Tomiko* inherited some web-scraping/indexing code from Dennis. The code started out just scanning candidate profiles for certain keywords, but grew, mutated, and eventually turned into something that also needed to download their CVs.

Now, Dennis was, as Tomiko puts it, "an interesting engineer". "Any agreed upon standard, he would aggressively oppose, and this can be seen in this code."

"This code" also happens to be in Perl, the "best" language for developers who don't like standards. And, it also happens to be connected to this infrastructure.

So let's start with the code, because this is the rare CodeSOD where the code itself isn't the WTF:

foreach my $n (0 .. @{$lines} - 1) { next if index($lines->[$n], 'RT::Spider::Deepweb::Controller::Factory->make(') == -1; # Don't let other cv_id survive. $lines->[$n] =~ s/,\s*cv_id\s*=>[^,)]+//; $lines->[$n] =~ s/,\s*cv_type\s*=>[^,)]+// if defined $cv_type; # Insert the new options. $lines->[$n] =~ s/\)/$opt)/; }

Okay, so it's a pretty standard for-each loop. We skip lines if they contain… wait, that looks like a Perl expression- RT::Spider::Deepweb::Controller::Factory->make('? Well, let's hold onto that thought, but keep trucking on.

Next, we do a few find-and-replace operations to ensure that we Don't let other cv_id survive. I'm not really sure what exactly that's supposed to mean, but Tomiko says, "Dennis never wrote a single meaningful comment".

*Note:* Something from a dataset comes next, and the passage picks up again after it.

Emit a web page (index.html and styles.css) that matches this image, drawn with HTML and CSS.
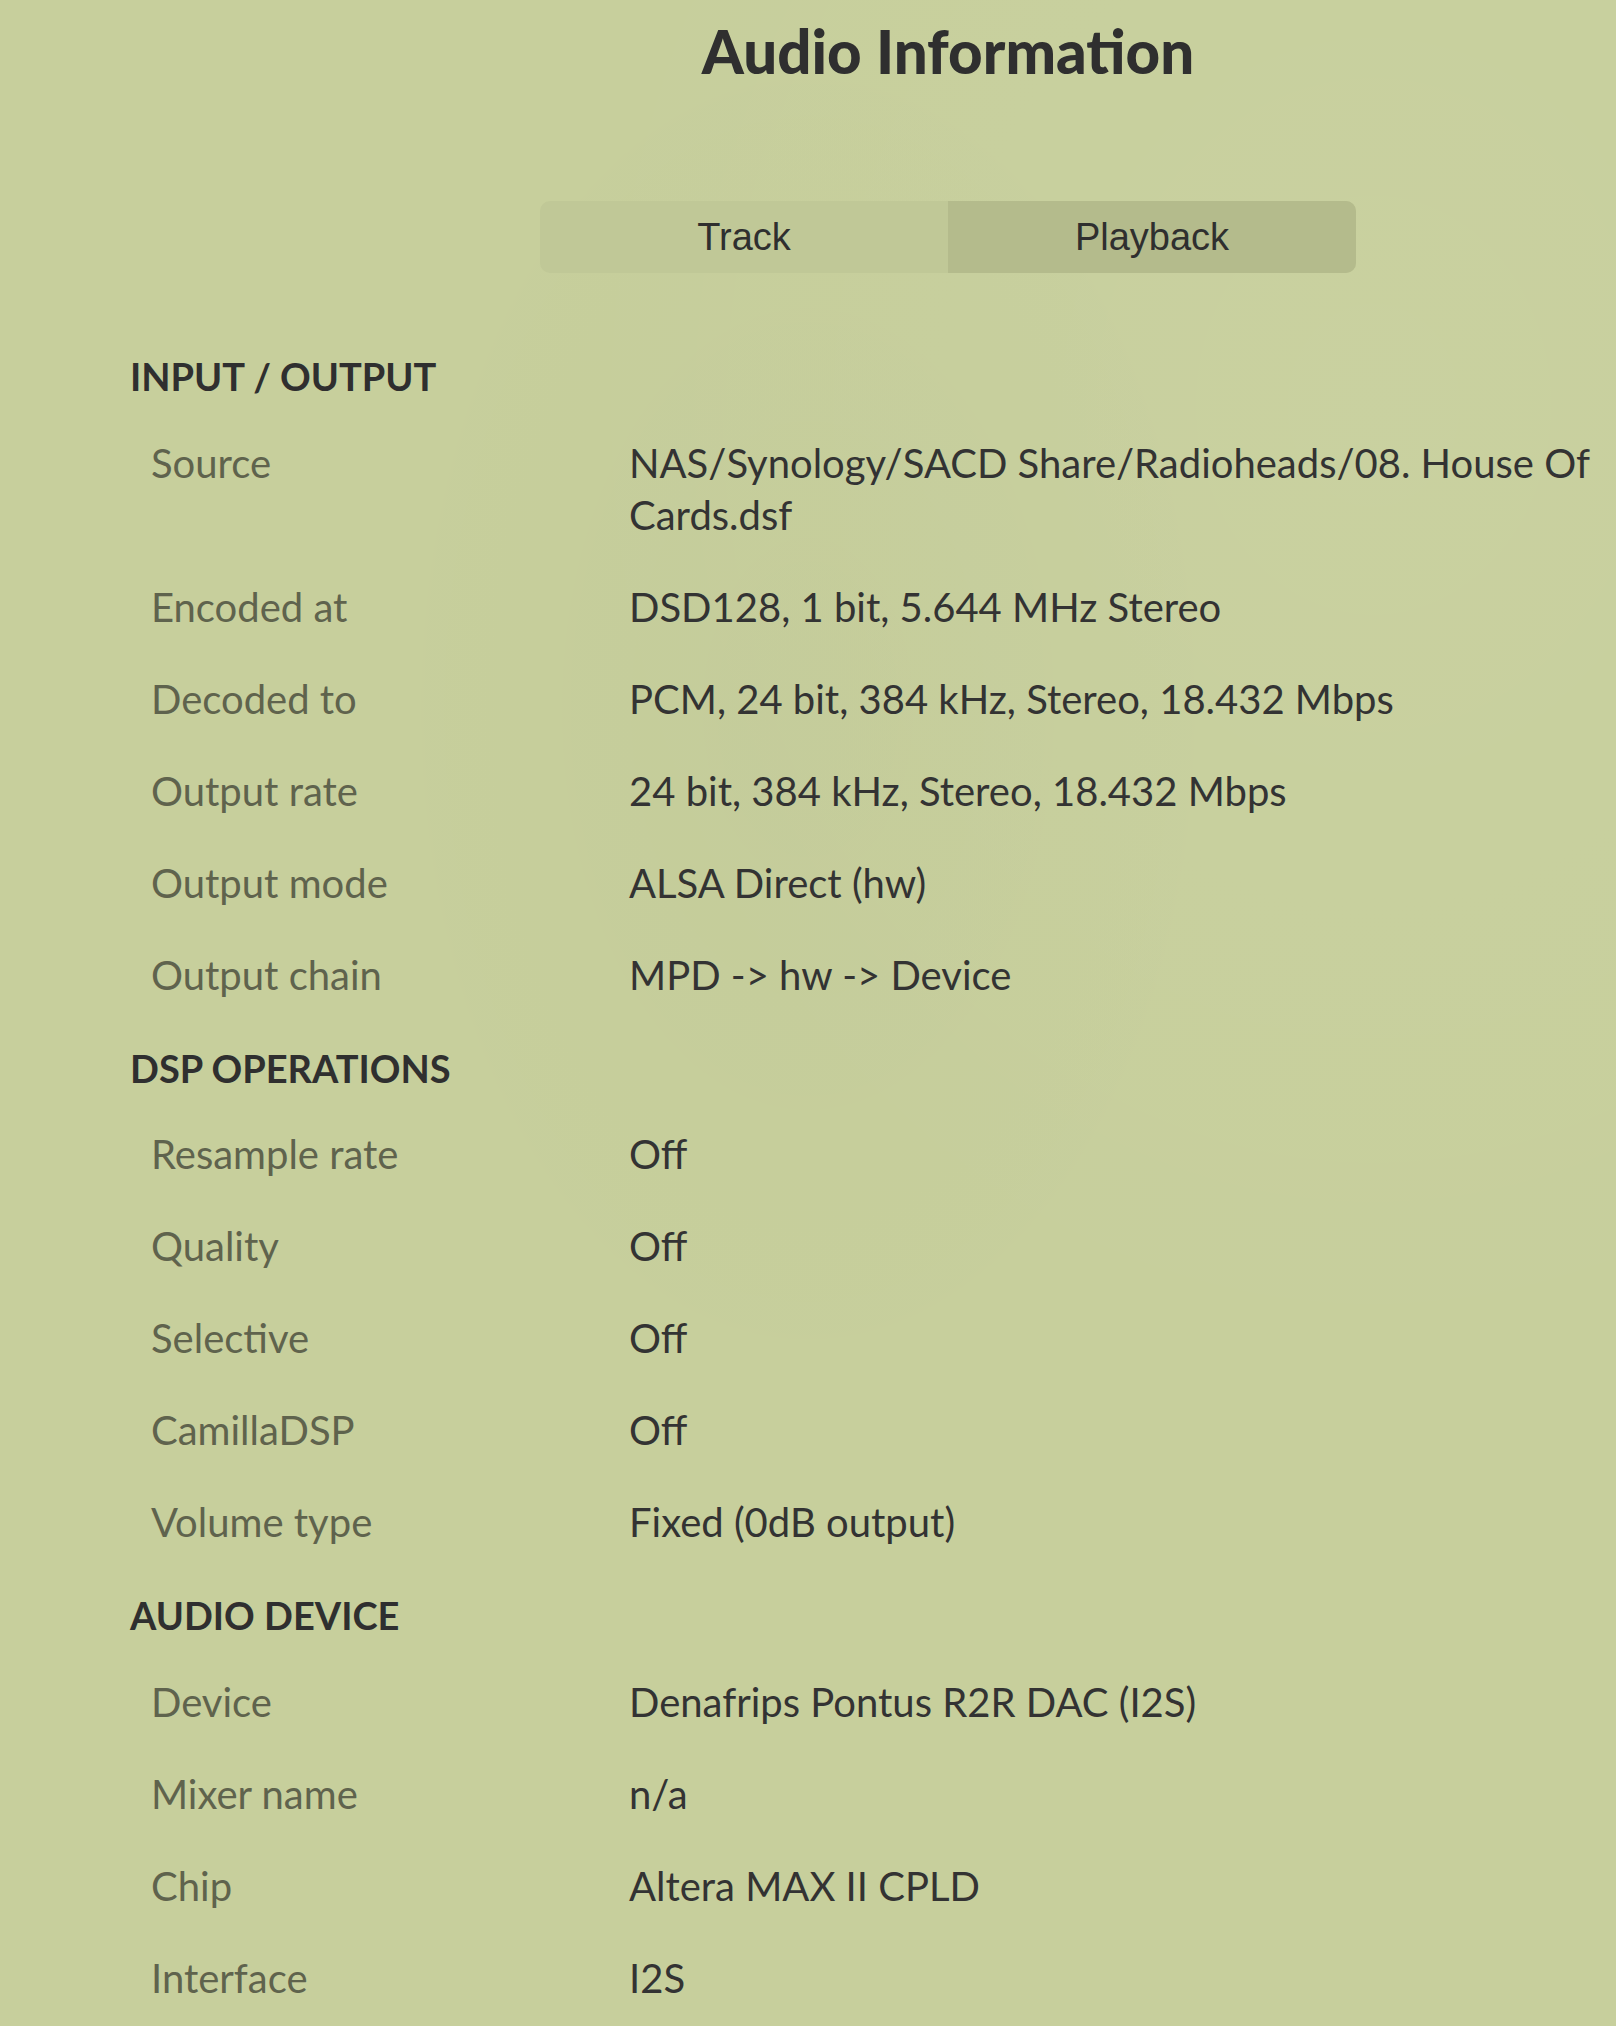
FILE: index.html
```html
<!DOCTYPE html>
<html lang="en">
<head>
    <meta charset="UTF-8">
    <meta name="viewport" content="width=device-width, initial-scale=1.0">
    <title>Audio Information</title>
    <link rel="stylesheet" href="styles.css">
</head>
<body>
    <div class="modal">
        <div class="modal-header">
            <h1 class="modal-title">Audio Information</h1>

            <div class="tabs">
                <button class="tab-btn">Track</button>
                <button class="tab-btn active">Playback</button>
            </div>
        </div>

        <div class="info">
            <h2 class="section-title">INPUT / OUTPUT</h2>
            <div class="info-row">
                <div class="info-label">Source</div>
                <div class="info-value">NAS/Synology/SACD Share/Radioheads/08. House Of Cards.dsf</div>
            </div>
            <div class="info-row">
                <div class="info-label">Encoded at</div>
                <div class="info-value">DSD128, 1 bit, 5.644 MHz Stereo</div>
            </div>
            <div class="info-row">
                <div class="info-label">Decoded to</div>
                <div class="info-value">PCM, 24 bit, 384 kHz, Stereo, 18.432 Mbps</div>
            </div>
            <div class="info-row">
                <div class="info-label">Output rate</div>
                <div class="info-value">24 bit, 384 kHz, Stereo, 18.432 Mbps</div>
            </div>
            <div class="info-row">
                <div class="info-label">Output mode</div>
                <div class="info-value">ALSA Direct (hw)</div>
            </div>
            <div class="info-row">
                <div class="info-label">Output chain</div>
                <div class="info-value">MPD -&gt; hw -&gt; Device</div>
            </div>

            <h2 class="section-title">DSP OPERATIONS</h2>
            <div class="info-row">
                <div class="info-label">Resample rate</div>
                <div class="info-value">Off</div>
            </div>
            <div class="info-row">
                <div class="info-label">Quality</div>
                <div class="info-value">Off</div>
            </div>
            <div class="info-row">
                <div class="info-label">Selective</div>
                <div class="info-value">Off</div>
            </div>
            <div class="info-row">
                <div class="info-label">CamillaDSP</div>
                <div class="info-value">Off</div>
            </div>
            <div class="info-row">
                <div class="info-label">Volume type</div>
                <div class="info-value">Fixed (0dB output)</div>
            </div>

            <h2 class="section-title">AUDIO DEVICE</h2>
            <div class="info-row">
                <div class="info-label">Device</div>
                <div class="info-value">Denafrips Pontus R2R DAC (I2S)</div>
            </div>
            <div class="info-row">
                <div class="info-label">Mixer name</div>
                <div class="info-value">n/a</div>
            </div>
            <div class="info-row">
                <div class="info-label">Chip</div>
                <div class="info-value">Altera MAX II CPLD</div>
            </div>
            <div class="info-row">
                <div class="info-label">Interface</div>
                <div class="info-value">I2S</div>
            </div>
        </div>
    </div>
</body>
</html>
```

FILE: styles.css
```css
/* Audio info modal */
:root {
    --bg-color: #c7cf9c;
    --tab-bg: #c0c897;
    --tab-active: #b4bb8c;
    --text-color: #333333;
    --label-color: #5f634d;
}

html, body {
    margin: 0;
    padding: 0;
}

body {
    background-color: var(--bg-color);
    background-image:
        radial-gradient(ellipse at 85% 20%, rgba(255, 255, 255, 0.04), transparent 45%),
        radial-gradient(ellipse at 50% 35%, rgba(0, 0, 0, 0.015), transparent 40%);
    color: var(--text-color);
    font-family: 'Lato', 'Noto Sans', sans-serif;
    overflow: hidden;
    height: 2026px;
}

.modal {
    padding-top: 15px;
}

.modal-header {
    padding-left: 280px;
    padding-bottom: 80px;
}

.modal-title {
    margin: 0;
    text-align: center;
    font-size: 60px;
    line-height: 72px;
    font-weight: 900;
    color: #2f2f2f;
}

.tabs {
    display: flex;
    width: 816px;
    height: 72px;
    margin: 114px auto 0;
    border-radius: 10px;
    overflow: hidden;
    background-color: var(--tab-bg);
}

.tab-btn {
    flex: 1;
    border: none;
    background: transparent;
    color: #2f2f2f;
    font-family: 'Liberation Sans', Arial, sans-serif;
    font-size: 38px;
    padding: 0;
    cursor: pointer;
}

.tab-btn.active {
    background-color: var(--tab-active);
}

.info {
    padding-left: 130px;
    width: 1470px;
}

.section-title {
    margin: 24px 0 17.5px;
    font-size: 38px;
    line-height: 46px;
    font-weight: 700;
    color: #2f2f2f;
}

.info .section-title:first-child {
    margin-top: 0;
}

.info-row {
    display: flex;
    padding: 20px 0;
    font-size: 40px;
    line-height: 52px;
}

.info-label {
    width: 478px;
    flex-shrink: 0;
    padding-left: 21px;
    color: var(--label-color);
}

.info-value {
    flex: 1;
    color: var(--text-color);
}
```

Well, the regexes are pretty standard character-salad expressions; ugly, but harmless. If you take this code in isolation, it's not good, but it doesn't look terrible. Except, there's that next if line. Why are we checking to see if the input data contains a Perl expression?

Because our input data is a Perl script. Dennis was… efficient. He already had code that would download the candidate profiles. Instead of adding new code to download CVs, instead of refactoring the existing code so that it was generic enough to download both, Dennis instead decided to load the profile code into memory, scan it with regexes, and then eval it.

As Tomiko says: "You can't get more Perl than that."